Sidoarjo, Ruang.co.id ā Dugaan korupsi dana Corporate Social Responsibility (CSR) pihak ketiga senilai total sekitar Rp 3,6 miliar, yang seharusnya menjadi kompensasi pengembangan perumahan elite di Sidoarjo, mengguncang Desa Entalsewu, Kecamatan Buduran.
Kasus yang sudah menyeret Kepala Desa (Kades) Sukriwanto dan Ketua BPD Asrudin ini kini menyeret warga biasa sebagai saksi.
Mengapa warga kecil yang tidak punya jabatan desa harus terseret? Tim penyidik Pidana Khusus (Pidsus) Kejari Sidoarjo memeriksa dua warga, Masyhuri dan Yudhi, Senin (24/11/2025).
Pemeriksaan ini membuka tabir mengejutkan di balik penyalahgunaan dana, mengungkap fakta bahwa Kades memerintahkan warga biasa untuk membagi-bagikan uang, jauh dari mekanisme anggaran resmi desa.
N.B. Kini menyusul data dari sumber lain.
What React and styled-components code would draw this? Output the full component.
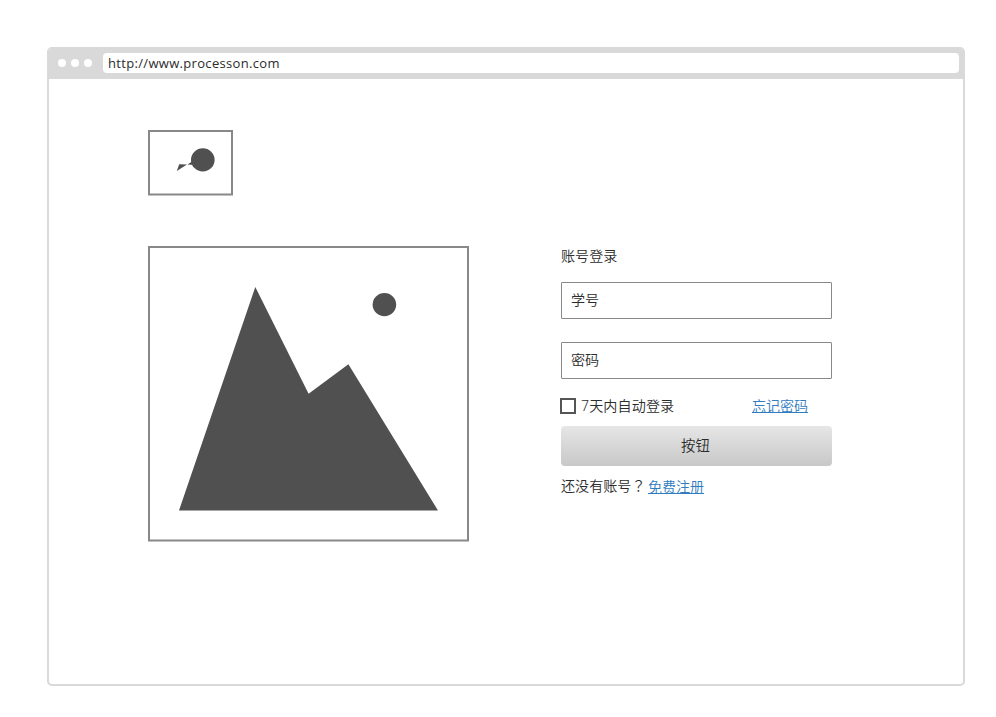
import React from "react";
import styled, { createGlobalStyle } from "styled-components";

const GlobalStyle = createGlobalStyle`
  * { box-sizing: border-box; }
  body { margin: 0; background: #fff; }
`;

const Page = styled.div`
  width: 996px;
  height: 717px;
  padding: 47px 31px 31px 47px;
  background: #fff;
  color: #2c2c2c;
  font: 350 14.1px/20px "Noto Sans", "Noto Sans CJK SC", sans-serif;
`;

const BrowserWindow = styled.div`
  width: 918px;
  height: 639px;
  border: 2px solid #d9d9d9;
  border-radius: 5px;
  overflow: hidden;
`;

const TitleBar = styled.header`
  display: flex;
  align-items: center;
  height: 30px;
  padding: 0 4px 2px 9px;
  background: #d9d9d9;
`;

const Dots = styled.div`
  display: flex;
  gap: 5px;
  margin-right: 11px;
`;

const Dot = styled.i`
  width: 8px;
  height: 8px;
  border-radius: 50%;
  background: #fff;
`;

const AddressBar = styled.div`
  flex: 1;
  height: 20px;
  padding-left: 5px;
  border-radius: 4px;
  background: #fff;
  font-family: "Open Sans", sans-serif;
  font-size: 13px;
  font-weight: 400;
  letter-spacing: 0.32px;
  line-height: 20px;
`;

const Content = styled.main`
  padding: 51px 0 0 99px;
`;

const Picture = styled.svg`
  display: block;
  fill: #505050;
`;

const Outline = styled.rect`
  fill: #fff;
  stroke: #888;
  stroke-width: 2;
`;

const Columns = styled.section`
  display: flex;
  gap: 92px;
  margin-top: 50px;
`;

const LoginForm = styled.form`
  display: flex;
  flex-direction: column;
  width: 271px;
`;

const Heading = styled.h1`
  margin: 0 0 16px;
  font: inherit;
`;

const Field = styled.input`
  width: 271px;
  height: 37px;
  margin: 0 0 23px;
  padding: 0 9px 2px;
  border: 1px solid #888;
  border-radius: 1px;
  background: #fff;
  font: inherit;
  outline: none;
  &::placeholder { color: #2c2c2c; opacity: 1; }
`;

const Options = styled.div`
  display: flex;
  align-items: center;
  height: 20px;
  margin: -6px 0 10px -1px;
`;

const Checkbox = styled.input`
  appearance: none;
  width: 16px;
  height: 16px;
  margin: 0 5px 0 0;
  border: 2px solid #555;
  background: #fff;
`;

const Remember = styled.label`
  display: flex;
  align-items: center;
  letter-spacing: 0.1px;
`;

const Link = styled.a`
  color: #307cc0;
  font-size: 14px;
  text-decoration: underline;
  text-decoration-thickness: 1px;
  text-underline-offset: 1px;
`;

const ForgotLink = styled(Link)`
  margin-left: auto;
  margin-right: 24px;
`;

const SubmitButton = styled.button`
  height: 39.5px;
  padding: 0 2px 0 0;
  border: 0;
  border-radius: 4px;
  background: linear-gradient(#e6e6e6, #c8c8c8);
  color: #2c2c2c;
  font: inherit;
  font-size: 14.4px;
`;

const SignUp = styled.p`
  display: flex;
  gap: 2.4px;
  margin: 9.5px 0 0;
  font-family: "Noto Sans CJK TC", sans-serif;
`;

const Simplified = styled.span`
  font-family: "Noto Sans CJK SC", sans-serif;
`;

const RegisterLink = styled(Link)`
  margin-top: 1px;
  font-family: "Noto Sans CJK SC", sans-serif;
`;

export default function App() {
  return (
    <>
      <GlobalStyle />
      <Page lang="zh-CN">
        <BrowserWindow>
          <TitleBar>
            <Dots><Dot /><Dot /><Dot /></Dots>
            <AddressBar>http://www.processon.com</AddressBar>
          </TitleBar>
          <Content>
            <Picture width="85" height="66" viewBox="0 0 85 66">
              <Outline x="1" y="1" width="83" height="63.5" />
              <path d="M28.8 41 L31.2 34.3 L39 34.6 Z" />
              <path d="M39.5 34.4 L44 31.5 L46 35 Z" />
              <ellipse cx="54.8" cy="29.9" rx="11.8" ry="11.6" />
            </Picture>
            <Columns>
              <Picture width="321" height="296" viewBox="0 0 321 296">
                <Outline x="1" y="1" width="319" height="293.5" />
                <path d="M31 264.5 L107.3 41 L160.6 147.8 L200.4 118.3 L290 264.5 Z" />
                <ellipse cx="236.4" cy="58.6" rx="11.8" ry="11.6" />
              </Picture>
              <LoginForm onSubmit={(e) => e.preventDefault()}>
                <Heading>账号登录</Heading>
                <Field placeholder="学号" />
                <Field placeholder="密码" />
                <Options>
                  <Remember><Checkbox type="checkbox" />7天内自动登录</Remember>
                  <ForgotLink href="#">忘记密码</ForgotLink>
                </Options>
                <SubmitButton>按钮</SubmitButton>
                <SignUp>
                  <span lang="zh-TW"><Simplified lang="zh-CN">还没有账号</Simplified>？</span>
                  <RegisterLink href="#">免费注册</RegisterLink>
                </SignUp>
              </LoginForm>
            </Columns>
          </Content>
        </BrowserWindow>
      </Page>
    </>
  );
}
Ketua Tim Penasehat Hukum (PH) warga Entalsewu, Ali Maulidi, berani meminta tim jaksa melihat perkara secara objektif dan adil, menegaskan kliennya hanya korban perintah.
“Kami berharapan para jaksa Kejari Sidoarjo dapat melihat perkara ini secara objektif dan adil. Karena sebenarnya klien kami ini tidak terlibat dalam kasus dugaan korupsi ini,” tegas Ali Maulidi kepada wartawan usai pemeriksaan, Senin (24/11/2025) malam.
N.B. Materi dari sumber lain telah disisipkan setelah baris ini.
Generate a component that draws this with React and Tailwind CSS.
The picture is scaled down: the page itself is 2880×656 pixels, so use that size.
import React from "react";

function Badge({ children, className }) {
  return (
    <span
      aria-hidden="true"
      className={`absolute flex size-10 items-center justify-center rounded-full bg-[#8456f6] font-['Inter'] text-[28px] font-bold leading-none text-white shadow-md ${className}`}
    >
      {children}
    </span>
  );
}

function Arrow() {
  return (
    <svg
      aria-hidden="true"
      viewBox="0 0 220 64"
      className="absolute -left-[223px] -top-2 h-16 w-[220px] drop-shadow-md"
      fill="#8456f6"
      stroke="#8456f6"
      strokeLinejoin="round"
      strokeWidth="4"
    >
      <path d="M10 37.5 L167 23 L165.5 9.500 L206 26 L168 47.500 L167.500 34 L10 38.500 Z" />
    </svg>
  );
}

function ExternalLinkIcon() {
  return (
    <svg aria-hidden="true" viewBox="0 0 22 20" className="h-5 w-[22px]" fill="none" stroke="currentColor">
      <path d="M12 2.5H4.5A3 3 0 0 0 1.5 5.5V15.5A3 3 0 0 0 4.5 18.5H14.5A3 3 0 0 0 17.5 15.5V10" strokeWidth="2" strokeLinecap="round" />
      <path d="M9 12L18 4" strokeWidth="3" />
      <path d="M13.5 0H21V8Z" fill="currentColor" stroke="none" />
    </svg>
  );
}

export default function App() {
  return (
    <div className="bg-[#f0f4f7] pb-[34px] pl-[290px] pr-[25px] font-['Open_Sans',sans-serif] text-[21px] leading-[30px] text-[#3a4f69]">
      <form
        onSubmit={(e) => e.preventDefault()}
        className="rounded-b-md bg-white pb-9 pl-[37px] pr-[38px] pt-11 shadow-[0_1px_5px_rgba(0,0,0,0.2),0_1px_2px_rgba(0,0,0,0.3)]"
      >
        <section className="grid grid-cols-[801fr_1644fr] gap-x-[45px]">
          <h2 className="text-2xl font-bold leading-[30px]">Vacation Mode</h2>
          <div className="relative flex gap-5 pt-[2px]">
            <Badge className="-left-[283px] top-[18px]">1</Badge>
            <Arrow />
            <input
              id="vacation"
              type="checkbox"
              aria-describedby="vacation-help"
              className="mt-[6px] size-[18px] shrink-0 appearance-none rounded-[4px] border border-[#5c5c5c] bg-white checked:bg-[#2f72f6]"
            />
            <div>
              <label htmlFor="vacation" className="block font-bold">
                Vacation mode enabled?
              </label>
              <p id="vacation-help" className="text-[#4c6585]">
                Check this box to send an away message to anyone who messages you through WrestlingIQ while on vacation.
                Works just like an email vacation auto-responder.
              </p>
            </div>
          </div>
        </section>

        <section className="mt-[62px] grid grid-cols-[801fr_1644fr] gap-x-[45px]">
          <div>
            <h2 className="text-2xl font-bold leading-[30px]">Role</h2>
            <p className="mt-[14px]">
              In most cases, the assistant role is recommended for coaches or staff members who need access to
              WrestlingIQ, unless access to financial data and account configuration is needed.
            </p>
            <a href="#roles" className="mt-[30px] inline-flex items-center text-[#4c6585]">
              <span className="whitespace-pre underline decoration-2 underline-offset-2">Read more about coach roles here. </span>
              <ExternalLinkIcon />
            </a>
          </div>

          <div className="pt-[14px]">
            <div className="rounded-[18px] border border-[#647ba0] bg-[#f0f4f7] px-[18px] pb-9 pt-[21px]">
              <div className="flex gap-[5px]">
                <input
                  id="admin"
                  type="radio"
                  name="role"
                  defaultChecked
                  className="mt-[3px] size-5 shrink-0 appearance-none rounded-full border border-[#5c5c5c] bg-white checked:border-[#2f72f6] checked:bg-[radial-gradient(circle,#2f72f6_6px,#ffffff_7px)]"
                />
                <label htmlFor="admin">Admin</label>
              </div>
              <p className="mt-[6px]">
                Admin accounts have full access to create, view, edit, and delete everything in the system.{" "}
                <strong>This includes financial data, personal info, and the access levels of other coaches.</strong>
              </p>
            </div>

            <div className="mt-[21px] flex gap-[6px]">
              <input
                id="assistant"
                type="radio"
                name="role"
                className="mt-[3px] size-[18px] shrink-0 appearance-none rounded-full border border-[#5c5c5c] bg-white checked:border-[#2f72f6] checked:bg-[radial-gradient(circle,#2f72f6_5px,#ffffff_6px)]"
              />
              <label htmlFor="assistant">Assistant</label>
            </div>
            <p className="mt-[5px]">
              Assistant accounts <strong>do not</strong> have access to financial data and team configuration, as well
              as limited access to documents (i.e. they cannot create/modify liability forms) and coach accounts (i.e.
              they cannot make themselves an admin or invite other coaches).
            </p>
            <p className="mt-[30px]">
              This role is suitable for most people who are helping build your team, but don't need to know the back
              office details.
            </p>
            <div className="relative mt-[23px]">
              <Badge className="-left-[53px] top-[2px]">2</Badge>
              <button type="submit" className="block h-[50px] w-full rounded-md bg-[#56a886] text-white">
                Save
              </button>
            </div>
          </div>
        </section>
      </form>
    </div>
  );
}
Ali mengungkap, kedua kliennya hanya berstatus sebagai orang kecil yang ditunjuk Kades sebagai panitia penerima dan pembagi dana kompensasi.
Persepsi warga eks Gogol menganggap dana kompensasi itu merupakan hak mereka, bukan dana kas desa.
“Artinya, tidak ada mens rea (niat jahat) dari kedua klien kami untuk menggunakan dana itu untuk kepentingan jahat atau kepentingan pribadinya,” ungkap Ali.
Dana CSR Kompensasi yang berasal dari pelepasan tanah gogol kepada pengembang perumahan ini, terbukti tidak pernah dimasukkan ke dalam Anggaran Pendapatan dan Belanja Desa (APBDes) ataupun melalui Musyawarah Desa (Musdes), sebagaimana Peraturan Menteri Dalam Negeri Nomor 113 Tahun 2014 tentang Pengelolaan Keuangan Desa.
Peraturan ini secara tegas menggariskan bahwa semua pendapatan desa harus dicatat dan dipertanggungjawabkan melalui APBDes.
Fakta bahwa dana Rp 3,6 miliar ini dipegang dan dibagi-bagikan atas perintah Kades tanpa dimasukkan APBDes, menjadi titik kunci yang menguatkan dugaan korupsi dan penyalahgunaan wewenang.
Klien Ali Maulidi hanya mengikuti perintah Kades untuk membagikan uang kepada warga eks Gogol sebesar Rp 1,5 miliar, merusak rencana awal pembangunan desa.
Dana sisa sekitar Rp 600 juta sempat disimpan klien di rekening musala (bukan rekening pribadi) sambil menunggu perintah Kades, menunjukkan tidak adanya niat menikmati uang tersebut.
“Apa pun tudingannya, klien kami ini hanya orang-orang kecil dan warga biasa. Di pemerintah itu masih ada dua yakni Sekretaris Desa (Sekdes) dan Bendahara Desa,” tutup Ali, mengingatkan peran pejabat desa yang seharusnya bertanggung jawab penuh atas pengelolaan keuangan desa.
Kejari Sidoarjo sebelumnya menahan Kades Sukriwanto dan Ketua BPD Asrudin pada 21 Juli 2025, dan telah menyita uang hasil dugaan korupsi senilai hampir Rp 1 miliar (Rp 950 juta).
Tim Pidsus harus mengungkap siapa sebenarnya aktor intelektual utama yang bertanggung jawab atas hilangnya hak pembangunan desa ini.